The idea of having more oversight bodies is very politically unpopular among those who support giving aid to Ukraine. They are needed not because Ukrainians are bad or because there's anything bad about Ukraine. We know that Ukraine has a history of corruption. We know the effect that international aid has on corruption. Let us help Ukrainians protect themselves from us, the international community, and give them one more oversight body.

Recovery has just started in Ukraine. The burden of this process lies mainly on officials and businesses. How can other Ukrainians who don’t work in these sectors help implement this process?

It's hard for me to say as an outsider. But I would say that we should encourage participation, give everyone a voice, and let them talk and ask questions. There's such a spirit of this inside Ukraine.

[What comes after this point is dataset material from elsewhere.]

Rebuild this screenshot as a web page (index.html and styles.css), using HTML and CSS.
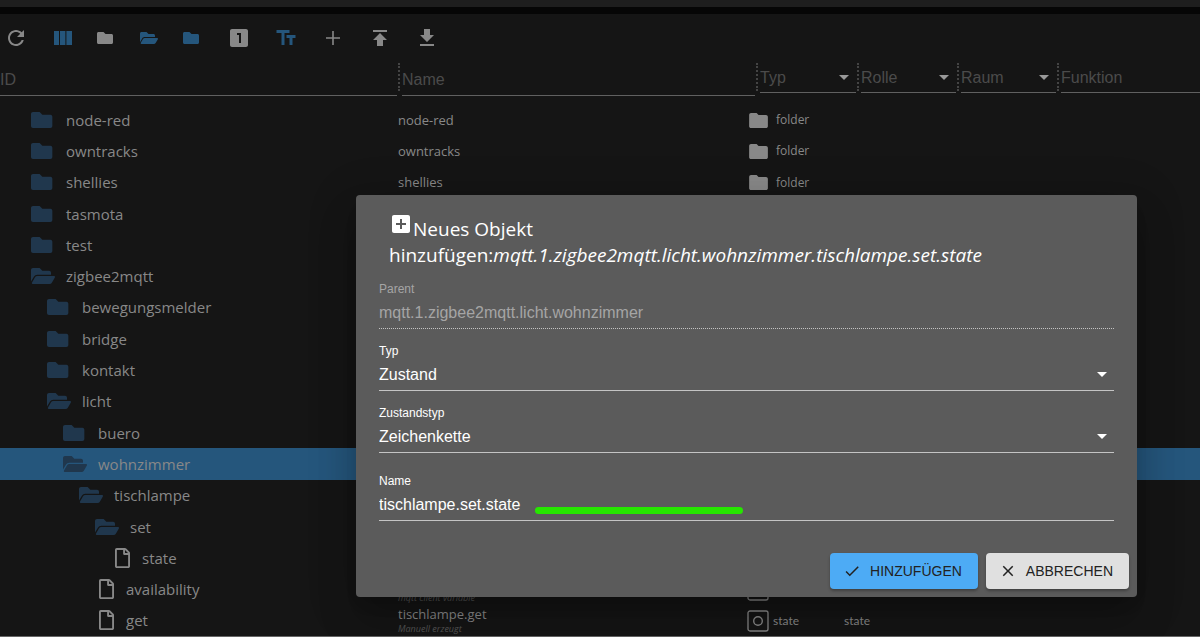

I think that is what has helped Ukraine mobilize for the war, this incredible spirit of local participation and volunteerism. And that has to extend to reconstruction. Reconstruction can't be seen as something that's given to us by someone to help.

This is their own reconstruction, and they are not waiting for someone to do it for them. Let’s talk about raising the money. If the government doesn't have the money, people will find money to do this. There's an incredible spirit inside Ukraine.

I've seen this even as Tymofii Brik started a group on reconstruction [a group chat for students of the free Recovery and Reconstruction Course at Kyiv School of Economics — The Page]. This is the same. Not waiting for someone else but doing it ourselves.

[The Kyiv School of Economics organized a special free class on post-war recovery, inviting professors from leading U.S. universities. From August to December, they are giving lectures about various aspects of recovery in such areas as economics and econometrics, political studies, law, and social studies.]